(Front-end source files)
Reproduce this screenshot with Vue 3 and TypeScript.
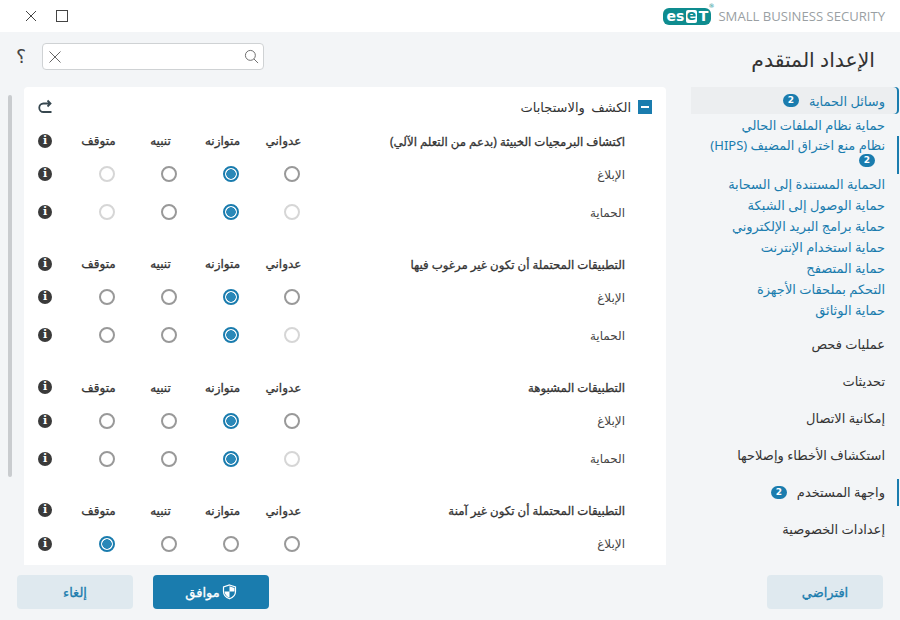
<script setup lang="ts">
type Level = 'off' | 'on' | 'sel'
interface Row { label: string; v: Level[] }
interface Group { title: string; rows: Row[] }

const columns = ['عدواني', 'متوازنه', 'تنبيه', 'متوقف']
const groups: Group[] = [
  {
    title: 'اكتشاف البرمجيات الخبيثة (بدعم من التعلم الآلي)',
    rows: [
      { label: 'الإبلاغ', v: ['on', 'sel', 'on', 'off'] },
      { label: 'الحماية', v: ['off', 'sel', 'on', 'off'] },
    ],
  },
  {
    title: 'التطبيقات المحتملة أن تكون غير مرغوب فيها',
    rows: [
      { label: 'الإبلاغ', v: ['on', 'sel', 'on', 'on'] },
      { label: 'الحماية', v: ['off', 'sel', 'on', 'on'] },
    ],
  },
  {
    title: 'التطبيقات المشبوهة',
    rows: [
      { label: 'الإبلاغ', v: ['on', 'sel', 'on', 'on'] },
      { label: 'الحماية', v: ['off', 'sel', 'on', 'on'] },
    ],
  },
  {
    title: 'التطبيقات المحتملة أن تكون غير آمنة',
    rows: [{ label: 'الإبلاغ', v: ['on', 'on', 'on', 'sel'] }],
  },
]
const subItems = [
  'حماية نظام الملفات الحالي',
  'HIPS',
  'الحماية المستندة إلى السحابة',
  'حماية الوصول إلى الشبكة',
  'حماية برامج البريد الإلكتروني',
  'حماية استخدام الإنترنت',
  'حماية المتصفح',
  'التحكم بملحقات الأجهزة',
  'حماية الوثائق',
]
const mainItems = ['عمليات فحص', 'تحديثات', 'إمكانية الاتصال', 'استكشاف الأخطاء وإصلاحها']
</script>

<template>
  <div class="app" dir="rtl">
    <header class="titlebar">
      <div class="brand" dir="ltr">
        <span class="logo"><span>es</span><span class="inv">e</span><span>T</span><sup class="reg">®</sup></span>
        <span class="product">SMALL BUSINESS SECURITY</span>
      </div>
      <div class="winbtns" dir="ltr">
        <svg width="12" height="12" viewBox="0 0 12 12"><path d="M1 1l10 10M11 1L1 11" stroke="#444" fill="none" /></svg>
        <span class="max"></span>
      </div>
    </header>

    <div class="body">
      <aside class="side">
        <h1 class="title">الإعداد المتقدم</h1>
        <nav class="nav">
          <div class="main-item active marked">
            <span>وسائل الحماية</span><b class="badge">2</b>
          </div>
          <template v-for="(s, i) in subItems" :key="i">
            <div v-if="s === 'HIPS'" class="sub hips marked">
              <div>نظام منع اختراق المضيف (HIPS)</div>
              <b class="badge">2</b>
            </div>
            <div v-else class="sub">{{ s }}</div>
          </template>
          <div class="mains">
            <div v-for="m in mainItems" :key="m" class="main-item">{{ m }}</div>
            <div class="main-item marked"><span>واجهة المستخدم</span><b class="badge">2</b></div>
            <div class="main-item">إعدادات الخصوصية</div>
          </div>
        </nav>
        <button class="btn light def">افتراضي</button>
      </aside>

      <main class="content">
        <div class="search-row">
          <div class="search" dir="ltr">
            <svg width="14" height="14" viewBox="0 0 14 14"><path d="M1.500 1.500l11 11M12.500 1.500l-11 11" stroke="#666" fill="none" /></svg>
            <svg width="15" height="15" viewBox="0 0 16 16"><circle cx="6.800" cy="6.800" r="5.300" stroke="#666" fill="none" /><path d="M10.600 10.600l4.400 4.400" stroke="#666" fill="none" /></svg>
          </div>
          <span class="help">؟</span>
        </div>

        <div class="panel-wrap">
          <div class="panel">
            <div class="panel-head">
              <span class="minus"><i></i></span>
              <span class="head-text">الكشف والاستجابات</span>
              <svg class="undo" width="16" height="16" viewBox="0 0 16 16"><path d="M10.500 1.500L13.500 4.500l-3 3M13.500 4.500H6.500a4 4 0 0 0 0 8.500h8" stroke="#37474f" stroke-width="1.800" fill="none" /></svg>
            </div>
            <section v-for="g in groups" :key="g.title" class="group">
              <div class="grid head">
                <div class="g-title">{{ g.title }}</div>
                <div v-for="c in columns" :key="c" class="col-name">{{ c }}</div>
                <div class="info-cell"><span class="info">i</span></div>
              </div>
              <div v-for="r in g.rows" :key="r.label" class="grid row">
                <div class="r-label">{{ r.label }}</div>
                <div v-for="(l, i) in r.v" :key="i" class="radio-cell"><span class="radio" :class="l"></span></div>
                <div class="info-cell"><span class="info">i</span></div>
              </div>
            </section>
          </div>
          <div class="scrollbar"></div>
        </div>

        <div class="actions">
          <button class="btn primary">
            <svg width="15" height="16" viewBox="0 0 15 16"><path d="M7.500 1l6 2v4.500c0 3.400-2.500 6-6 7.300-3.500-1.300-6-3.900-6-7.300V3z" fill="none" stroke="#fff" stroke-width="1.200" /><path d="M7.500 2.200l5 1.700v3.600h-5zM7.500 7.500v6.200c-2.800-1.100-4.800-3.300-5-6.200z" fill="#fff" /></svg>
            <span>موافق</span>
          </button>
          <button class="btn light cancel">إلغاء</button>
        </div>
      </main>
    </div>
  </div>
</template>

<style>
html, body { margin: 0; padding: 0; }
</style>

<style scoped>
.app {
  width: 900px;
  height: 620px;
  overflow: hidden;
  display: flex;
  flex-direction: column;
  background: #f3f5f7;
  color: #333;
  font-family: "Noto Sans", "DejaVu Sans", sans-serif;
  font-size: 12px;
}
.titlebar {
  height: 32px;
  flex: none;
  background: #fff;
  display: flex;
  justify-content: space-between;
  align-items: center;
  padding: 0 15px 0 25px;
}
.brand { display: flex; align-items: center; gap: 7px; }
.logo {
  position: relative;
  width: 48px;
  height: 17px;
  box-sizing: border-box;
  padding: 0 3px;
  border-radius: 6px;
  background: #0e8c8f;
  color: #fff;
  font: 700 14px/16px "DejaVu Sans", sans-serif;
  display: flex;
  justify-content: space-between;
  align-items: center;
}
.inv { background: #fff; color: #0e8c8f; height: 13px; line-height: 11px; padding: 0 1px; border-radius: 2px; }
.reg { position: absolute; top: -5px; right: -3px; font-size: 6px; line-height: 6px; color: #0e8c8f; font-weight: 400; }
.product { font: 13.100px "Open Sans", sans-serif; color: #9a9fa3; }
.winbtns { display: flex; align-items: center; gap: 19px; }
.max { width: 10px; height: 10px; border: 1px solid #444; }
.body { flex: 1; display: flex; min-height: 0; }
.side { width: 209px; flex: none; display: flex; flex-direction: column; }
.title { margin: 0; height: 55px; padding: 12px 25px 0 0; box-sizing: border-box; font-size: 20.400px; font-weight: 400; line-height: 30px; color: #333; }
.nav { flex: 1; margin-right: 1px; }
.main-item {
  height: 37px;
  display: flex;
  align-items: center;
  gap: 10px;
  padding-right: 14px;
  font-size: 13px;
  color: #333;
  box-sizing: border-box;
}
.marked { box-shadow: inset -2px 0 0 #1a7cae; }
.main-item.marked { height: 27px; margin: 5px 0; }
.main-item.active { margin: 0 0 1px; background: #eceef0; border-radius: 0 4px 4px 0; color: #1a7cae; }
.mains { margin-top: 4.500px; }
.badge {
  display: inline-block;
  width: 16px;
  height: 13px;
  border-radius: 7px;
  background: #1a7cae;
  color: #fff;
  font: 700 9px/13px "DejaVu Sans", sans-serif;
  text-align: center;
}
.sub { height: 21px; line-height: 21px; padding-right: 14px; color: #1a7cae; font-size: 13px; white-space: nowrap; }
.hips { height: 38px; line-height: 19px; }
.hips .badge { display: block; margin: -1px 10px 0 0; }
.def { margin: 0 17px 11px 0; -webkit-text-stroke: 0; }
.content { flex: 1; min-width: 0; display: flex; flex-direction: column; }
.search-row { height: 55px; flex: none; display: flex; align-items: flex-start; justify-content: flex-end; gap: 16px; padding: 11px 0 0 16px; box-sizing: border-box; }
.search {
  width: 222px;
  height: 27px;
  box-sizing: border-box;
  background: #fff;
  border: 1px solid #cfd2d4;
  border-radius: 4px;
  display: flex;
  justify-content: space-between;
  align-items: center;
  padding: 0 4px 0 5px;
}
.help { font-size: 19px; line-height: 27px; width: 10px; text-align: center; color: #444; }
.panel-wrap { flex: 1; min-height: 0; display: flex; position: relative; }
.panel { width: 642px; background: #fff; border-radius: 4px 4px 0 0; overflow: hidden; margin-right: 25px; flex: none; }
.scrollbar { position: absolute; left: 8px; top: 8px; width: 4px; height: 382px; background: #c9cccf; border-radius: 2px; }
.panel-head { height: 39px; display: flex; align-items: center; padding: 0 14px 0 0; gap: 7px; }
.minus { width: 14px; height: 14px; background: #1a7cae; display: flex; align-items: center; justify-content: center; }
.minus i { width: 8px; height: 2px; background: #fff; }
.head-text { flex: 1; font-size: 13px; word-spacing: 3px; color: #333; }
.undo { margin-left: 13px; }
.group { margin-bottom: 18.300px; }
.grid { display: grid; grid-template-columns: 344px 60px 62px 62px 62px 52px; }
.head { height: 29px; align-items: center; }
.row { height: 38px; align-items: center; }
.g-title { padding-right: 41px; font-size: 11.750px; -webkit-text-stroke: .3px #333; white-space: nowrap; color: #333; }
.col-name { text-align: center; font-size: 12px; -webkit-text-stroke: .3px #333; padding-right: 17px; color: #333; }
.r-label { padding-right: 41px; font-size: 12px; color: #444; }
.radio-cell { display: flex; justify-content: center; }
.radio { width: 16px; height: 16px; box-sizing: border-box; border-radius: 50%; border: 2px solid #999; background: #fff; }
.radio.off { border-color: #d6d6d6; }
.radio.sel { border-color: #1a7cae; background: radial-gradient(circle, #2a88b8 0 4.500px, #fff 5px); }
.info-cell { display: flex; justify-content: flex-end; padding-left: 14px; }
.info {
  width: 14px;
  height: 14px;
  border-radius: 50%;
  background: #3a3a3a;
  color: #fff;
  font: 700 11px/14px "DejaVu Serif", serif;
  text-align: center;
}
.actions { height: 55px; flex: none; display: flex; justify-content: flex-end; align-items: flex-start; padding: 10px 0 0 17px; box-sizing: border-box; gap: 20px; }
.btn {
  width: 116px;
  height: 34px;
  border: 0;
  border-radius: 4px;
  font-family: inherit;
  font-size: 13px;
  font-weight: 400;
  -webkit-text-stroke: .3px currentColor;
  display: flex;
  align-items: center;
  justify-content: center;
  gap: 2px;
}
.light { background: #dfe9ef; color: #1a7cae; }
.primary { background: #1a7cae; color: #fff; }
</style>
* * *
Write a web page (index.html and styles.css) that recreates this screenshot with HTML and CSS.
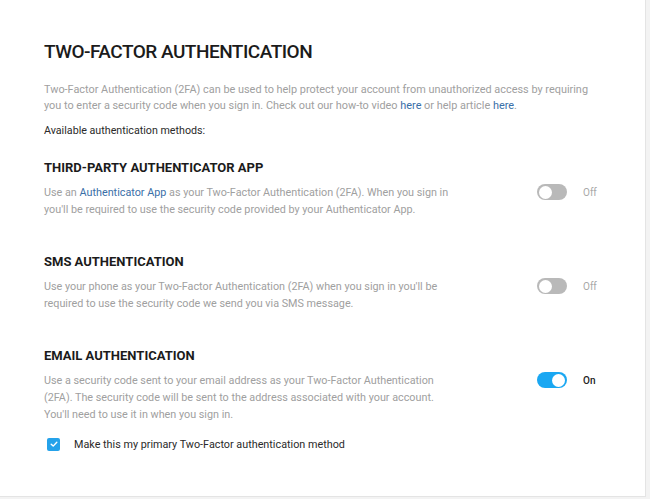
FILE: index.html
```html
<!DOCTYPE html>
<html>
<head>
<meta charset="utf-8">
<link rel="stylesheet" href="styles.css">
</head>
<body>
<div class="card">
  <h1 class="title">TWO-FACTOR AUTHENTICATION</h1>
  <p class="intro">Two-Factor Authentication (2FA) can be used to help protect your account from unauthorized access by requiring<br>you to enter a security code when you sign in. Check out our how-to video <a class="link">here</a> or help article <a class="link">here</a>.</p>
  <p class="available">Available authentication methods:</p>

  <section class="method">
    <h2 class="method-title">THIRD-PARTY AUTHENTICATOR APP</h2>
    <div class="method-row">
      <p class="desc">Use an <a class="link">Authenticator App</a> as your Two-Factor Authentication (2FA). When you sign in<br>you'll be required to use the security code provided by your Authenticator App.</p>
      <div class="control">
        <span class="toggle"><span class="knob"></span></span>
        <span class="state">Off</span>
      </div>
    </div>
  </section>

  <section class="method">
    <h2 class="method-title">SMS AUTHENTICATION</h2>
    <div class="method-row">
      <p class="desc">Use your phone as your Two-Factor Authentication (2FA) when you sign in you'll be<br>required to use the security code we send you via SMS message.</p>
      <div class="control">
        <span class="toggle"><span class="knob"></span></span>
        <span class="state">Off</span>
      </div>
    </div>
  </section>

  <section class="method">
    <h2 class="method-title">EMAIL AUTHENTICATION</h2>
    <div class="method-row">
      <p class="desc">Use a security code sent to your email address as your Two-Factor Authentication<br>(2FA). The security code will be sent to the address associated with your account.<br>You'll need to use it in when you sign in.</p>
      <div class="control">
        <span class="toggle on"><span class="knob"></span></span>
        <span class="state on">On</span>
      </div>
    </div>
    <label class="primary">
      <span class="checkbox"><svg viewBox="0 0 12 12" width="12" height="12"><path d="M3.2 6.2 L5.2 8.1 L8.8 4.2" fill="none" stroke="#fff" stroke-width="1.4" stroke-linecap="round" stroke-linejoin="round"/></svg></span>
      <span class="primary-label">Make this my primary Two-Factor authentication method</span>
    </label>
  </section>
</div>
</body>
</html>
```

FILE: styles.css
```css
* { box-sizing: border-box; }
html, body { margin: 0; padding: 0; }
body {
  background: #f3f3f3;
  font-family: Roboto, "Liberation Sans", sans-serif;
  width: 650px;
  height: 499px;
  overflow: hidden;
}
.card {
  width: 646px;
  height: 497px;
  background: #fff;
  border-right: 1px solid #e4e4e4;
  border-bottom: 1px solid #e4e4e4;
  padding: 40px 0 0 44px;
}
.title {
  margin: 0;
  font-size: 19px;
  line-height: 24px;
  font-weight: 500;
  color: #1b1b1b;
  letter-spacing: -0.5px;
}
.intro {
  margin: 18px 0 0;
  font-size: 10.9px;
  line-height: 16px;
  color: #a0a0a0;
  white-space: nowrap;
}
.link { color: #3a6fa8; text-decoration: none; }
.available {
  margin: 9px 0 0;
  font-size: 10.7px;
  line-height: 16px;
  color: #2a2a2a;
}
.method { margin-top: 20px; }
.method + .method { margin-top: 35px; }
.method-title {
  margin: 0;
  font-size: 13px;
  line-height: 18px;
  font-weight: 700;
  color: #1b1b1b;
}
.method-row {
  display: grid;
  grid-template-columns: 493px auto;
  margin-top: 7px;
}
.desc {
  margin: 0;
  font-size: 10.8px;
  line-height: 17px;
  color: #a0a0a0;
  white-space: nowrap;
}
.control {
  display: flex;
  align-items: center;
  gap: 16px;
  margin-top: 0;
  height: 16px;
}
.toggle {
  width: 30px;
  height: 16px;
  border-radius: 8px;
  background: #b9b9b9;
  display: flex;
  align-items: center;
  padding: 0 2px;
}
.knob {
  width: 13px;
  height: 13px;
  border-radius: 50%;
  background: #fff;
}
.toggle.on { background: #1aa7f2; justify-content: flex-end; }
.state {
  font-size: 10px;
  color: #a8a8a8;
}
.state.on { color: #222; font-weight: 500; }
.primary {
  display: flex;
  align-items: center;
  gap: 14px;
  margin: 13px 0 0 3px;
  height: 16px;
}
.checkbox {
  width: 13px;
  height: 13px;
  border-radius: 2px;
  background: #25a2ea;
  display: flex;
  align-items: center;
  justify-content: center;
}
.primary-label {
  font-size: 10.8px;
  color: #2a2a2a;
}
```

*Written exercise*. Beginning with the line above that contains "Reproduce this screenshot" and ending with the line that contains "string; rows: Row[]", quote each line exactly, keeping out the pictures.

*Answer*.
Reproduce this screenshot with Vue 3 and TypeScript.
<script setup lang="ts">
type Level = 'off' | 'on' | 'sel'
interface Row { label: string; v: Level[] }
interface Group { title: string; rows: Row[] }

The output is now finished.